### WHAT YOU SHOULD DO
The line holding "import React from" is the last one to output; start at the first line of the data, keep every line in between exactly, and leave out pictures.

begin DATA SHOWN

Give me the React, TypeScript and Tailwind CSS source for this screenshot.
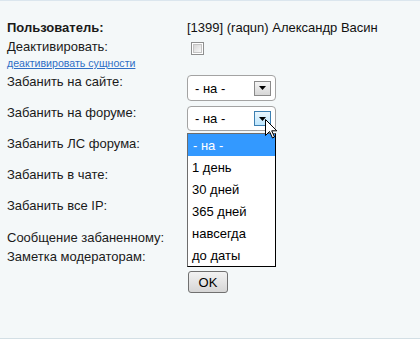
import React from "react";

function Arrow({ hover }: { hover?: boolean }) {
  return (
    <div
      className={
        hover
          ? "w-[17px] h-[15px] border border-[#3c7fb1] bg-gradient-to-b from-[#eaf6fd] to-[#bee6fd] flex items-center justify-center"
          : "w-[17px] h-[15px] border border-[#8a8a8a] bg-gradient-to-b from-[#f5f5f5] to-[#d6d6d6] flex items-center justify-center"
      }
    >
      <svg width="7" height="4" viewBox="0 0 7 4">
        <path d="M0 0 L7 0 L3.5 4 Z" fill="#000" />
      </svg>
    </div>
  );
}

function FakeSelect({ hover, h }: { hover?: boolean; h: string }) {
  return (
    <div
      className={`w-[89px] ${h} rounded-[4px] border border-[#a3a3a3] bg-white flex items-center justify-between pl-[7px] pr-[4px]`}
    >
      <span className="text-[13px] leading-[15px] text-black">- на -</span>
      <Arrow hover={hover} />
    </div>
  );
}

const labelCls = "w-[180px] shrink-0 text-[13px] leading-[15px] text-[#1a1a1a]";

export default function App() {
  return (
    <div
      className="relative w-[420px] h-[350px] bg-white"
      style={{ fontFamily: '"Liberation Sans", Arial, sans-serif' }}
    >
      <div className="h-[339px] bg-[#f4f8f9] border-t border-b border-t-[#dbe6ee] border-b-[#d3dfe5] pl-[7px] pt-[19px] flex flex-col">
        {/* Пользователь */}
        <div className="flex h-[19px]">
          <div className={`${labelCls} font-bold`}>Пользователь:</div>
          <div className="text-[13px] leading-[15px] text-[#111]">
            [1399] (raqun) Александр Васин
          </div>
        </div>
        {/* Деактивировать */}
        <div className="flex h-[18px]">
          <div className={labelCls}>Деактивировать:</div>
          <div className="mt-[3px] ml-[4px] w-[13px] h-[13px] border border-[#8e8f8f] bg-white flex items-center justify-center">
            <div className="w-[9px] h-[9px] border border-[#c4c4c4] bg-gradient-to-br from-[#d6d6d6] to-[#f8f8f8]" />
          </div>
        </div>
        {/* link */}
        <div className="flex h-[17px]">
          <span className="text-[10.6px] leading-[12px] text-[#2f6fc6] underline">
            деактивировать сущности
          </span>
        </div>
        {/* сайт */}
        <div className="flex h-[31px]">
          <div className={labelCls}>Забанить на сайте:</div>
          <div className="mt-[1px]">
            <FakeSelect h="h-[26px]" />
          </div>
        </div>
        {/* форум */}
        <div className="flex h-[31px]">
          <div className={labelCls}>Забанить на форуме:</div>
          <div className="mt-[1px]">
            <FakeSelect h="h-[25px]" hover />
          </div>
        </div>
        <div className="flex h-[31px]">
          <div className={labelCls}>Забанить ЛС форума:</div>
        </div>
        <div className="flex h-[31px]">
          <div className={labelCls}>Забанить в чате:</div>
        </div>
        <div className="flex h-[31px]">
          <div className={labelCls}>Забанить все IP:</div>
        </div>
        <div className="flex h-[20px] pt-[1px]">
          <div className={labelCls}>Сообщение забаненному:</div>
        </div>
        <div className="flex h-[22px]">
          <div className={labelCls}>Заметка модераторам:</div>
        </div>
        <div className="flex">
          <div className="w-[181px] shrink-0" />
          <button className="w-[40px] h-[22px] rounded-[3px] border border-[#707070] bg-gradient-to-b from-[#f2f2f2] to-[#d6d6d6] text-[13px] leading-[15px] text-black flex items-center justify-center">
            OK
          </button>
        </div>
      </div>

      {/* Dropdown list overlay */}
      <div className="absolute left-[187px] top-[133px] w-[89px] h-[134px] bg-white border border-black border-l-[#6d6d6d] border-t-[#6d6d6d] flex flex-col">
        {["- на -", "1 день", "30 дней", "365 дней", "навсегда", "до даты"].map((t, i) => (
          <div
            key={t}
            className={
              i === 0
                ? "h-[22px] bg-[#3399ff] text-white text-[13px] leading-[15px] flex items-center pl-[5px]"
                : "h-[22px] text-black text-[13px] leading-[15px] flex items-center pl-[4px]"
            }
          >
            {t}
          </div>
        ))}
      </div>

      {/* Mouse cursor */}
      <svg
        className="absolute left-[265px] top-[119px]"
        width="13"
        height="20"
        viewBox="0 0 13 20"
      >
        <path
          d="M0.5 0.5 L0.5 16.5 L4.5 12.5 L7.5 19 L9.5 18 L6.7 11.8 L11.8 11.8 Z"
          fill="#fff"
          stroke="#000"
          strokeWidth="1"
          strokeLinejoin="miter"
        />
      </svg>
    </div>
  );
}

end DATA SHOWN

### FINAL RESULT
Give me the React, TypeScript and Tailwind CSS source for this screenshot.
import React from "react";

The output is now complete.